クールな上司は捜し人〜甘愛を運ぶ幼き想い出
「碧、こっち」
2階は来客室兼会議室が2部屋、そして書庫があって、広大さんは来客室で黙々とチェックをしている。
「確定申告の時期、こんな感じなんだ」
あたふたしている私とは比べものにはならない仕事量。
広大さん、やっぱり凄いなぁ・・・
「俺はただ働きだけどな。2人の時間を割いてるんだ。終わったら父さんにご馳走してもらおうな。ちょっと下に行ってくる」
私の頭を撫でると、会議室を出て行った。

しばらくすると、さっきまで静かだった1階がザワついていた。
心配になって下に行くと、
「父さん!もう直ぐ救急車が来るから、しっかりしろよ!」
広大さんの声が、奥の所長室から聞こえる。
「どうしたんですか?」
慌てて私が近くの職員さんに聞くと、
「所長が倒れていて」
答えたその人は震えていた。
救急車が到着して、お父さんが運ばれ、
「碧!俺は父さんに着いていく。
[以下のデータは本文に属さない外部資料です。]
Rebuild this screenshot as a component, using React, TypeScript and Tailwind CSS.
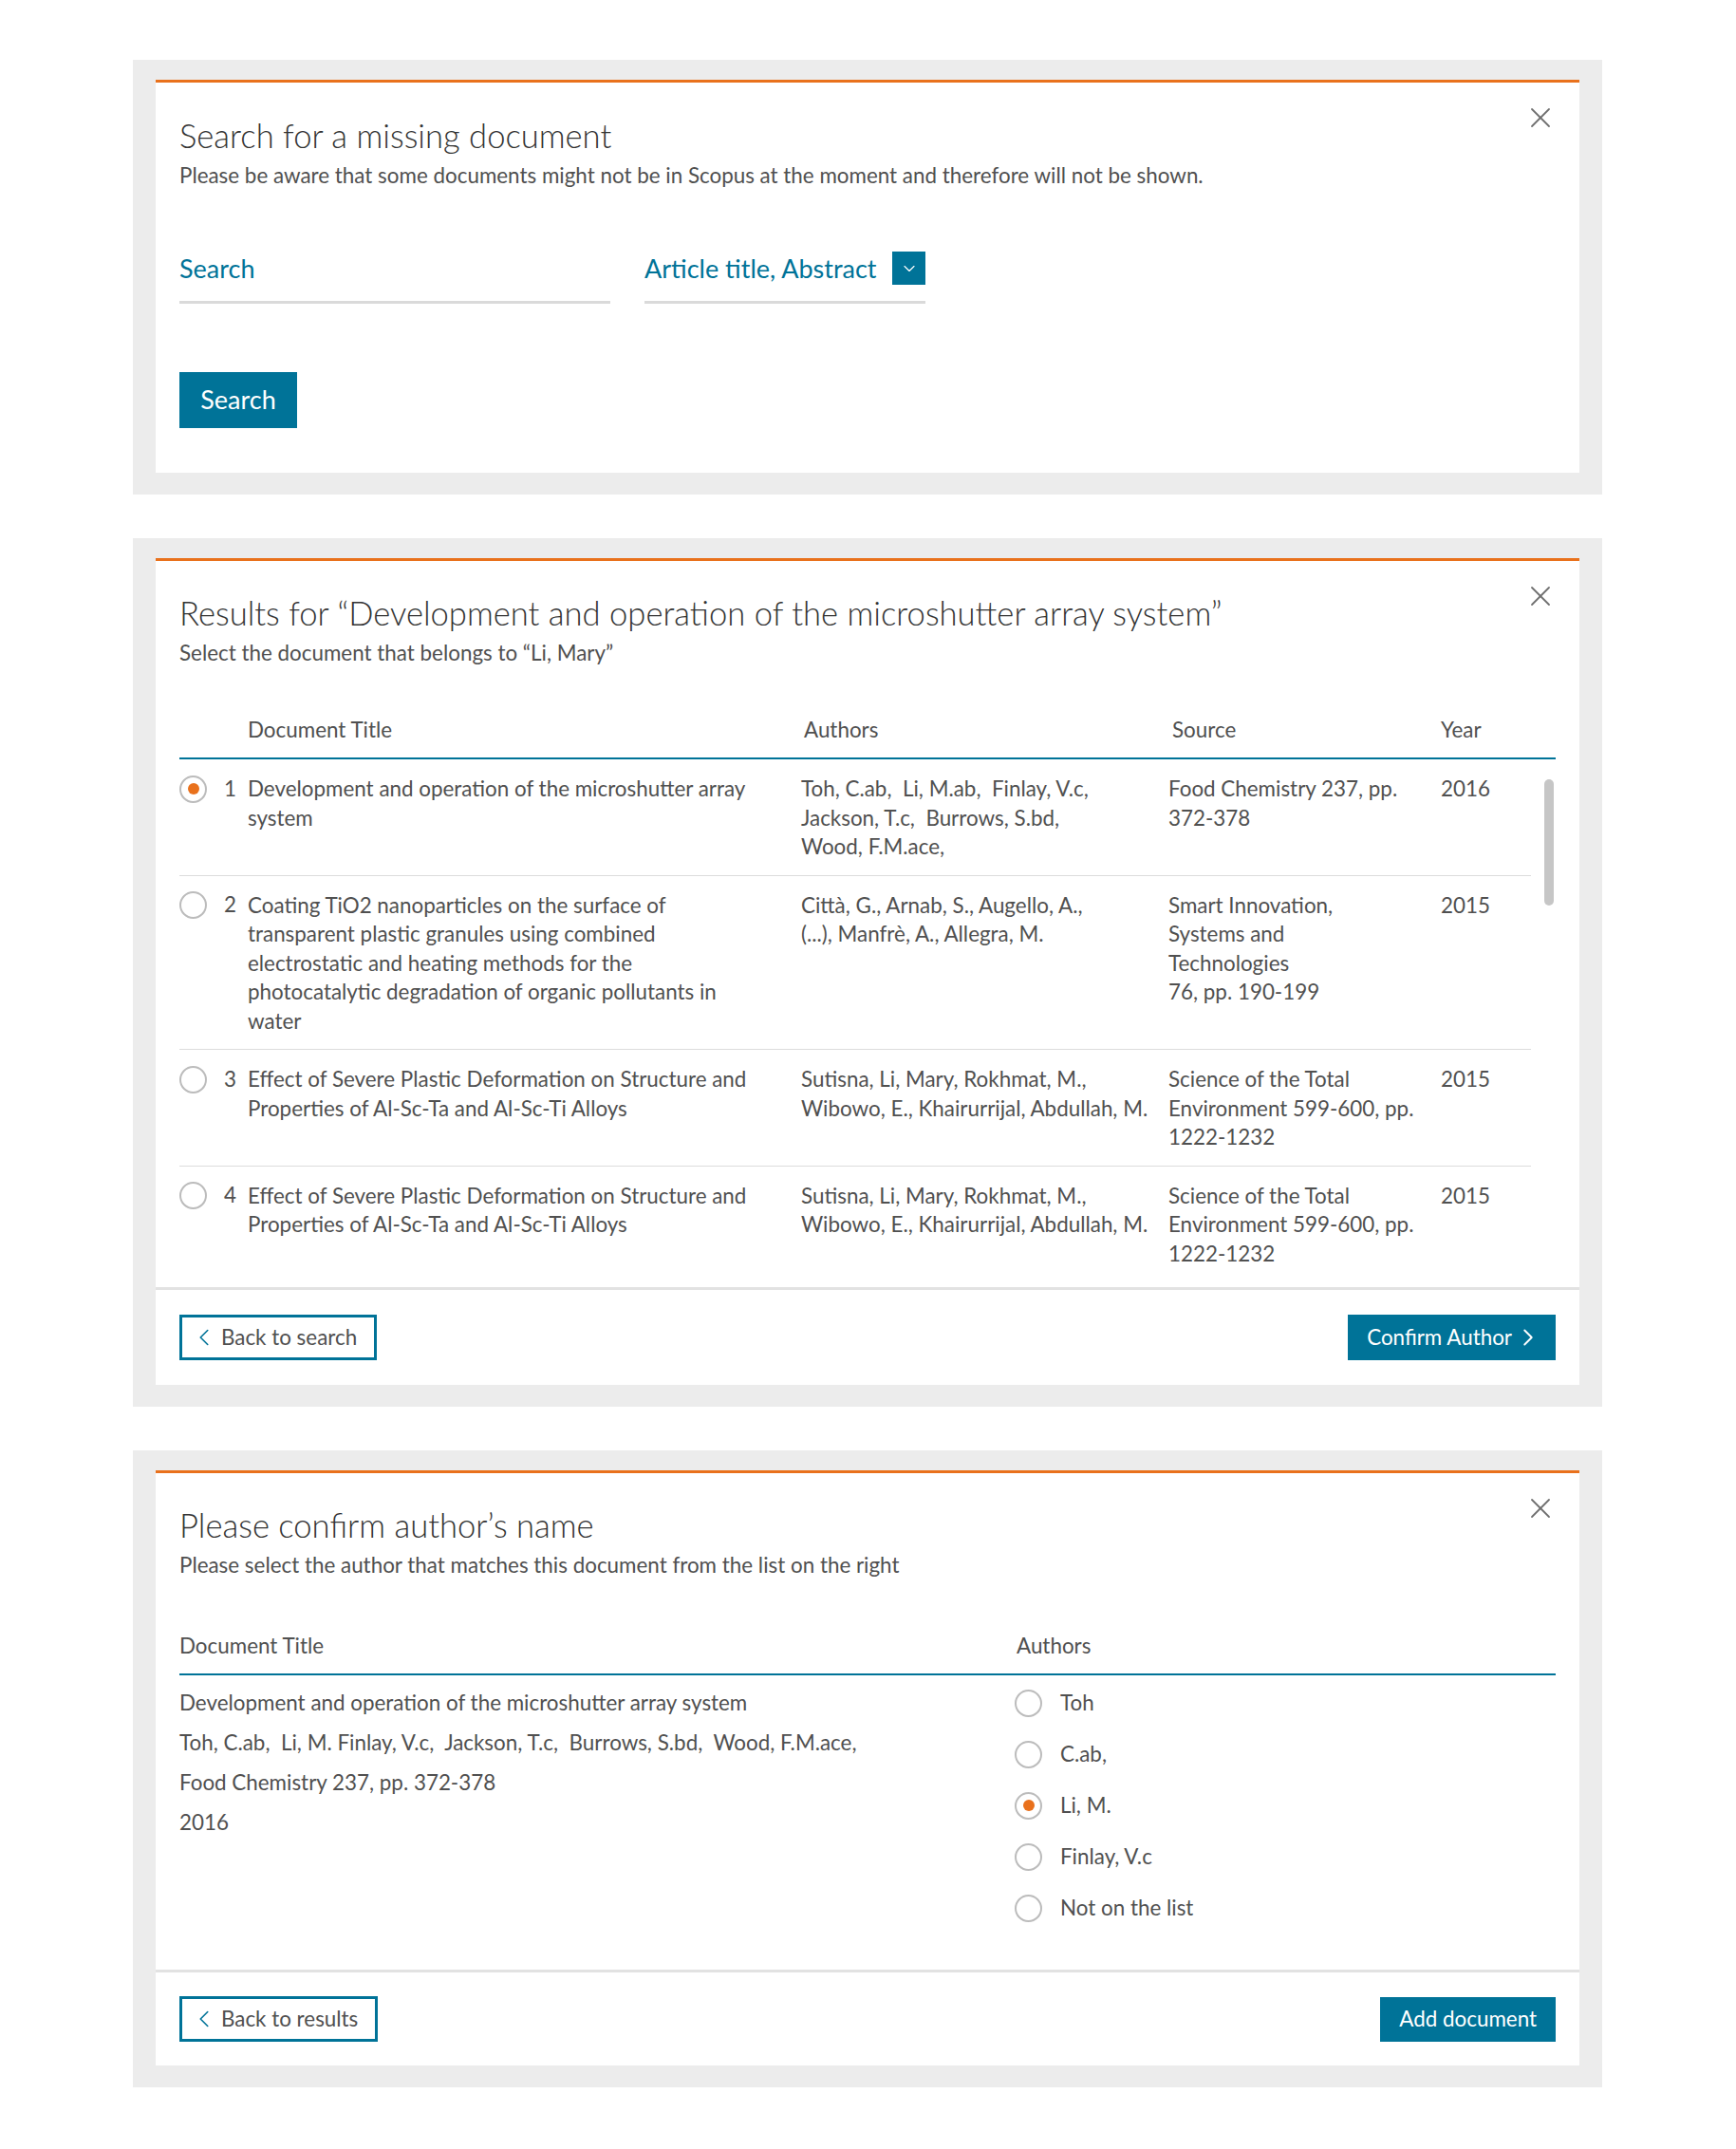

病院に着いたら連絡するから待ってて」
私は頷き、お父さんと広大さんを見送った。

後から連絡が入り、幸い脳も心臓も異常が見つからず、睡眠不足と栄養不足、過度の疲労が蓄積して、引き起こしたものだろうと診断が出た。
ただ、血圧が高く、しばらくは安静にするように言われたらしい。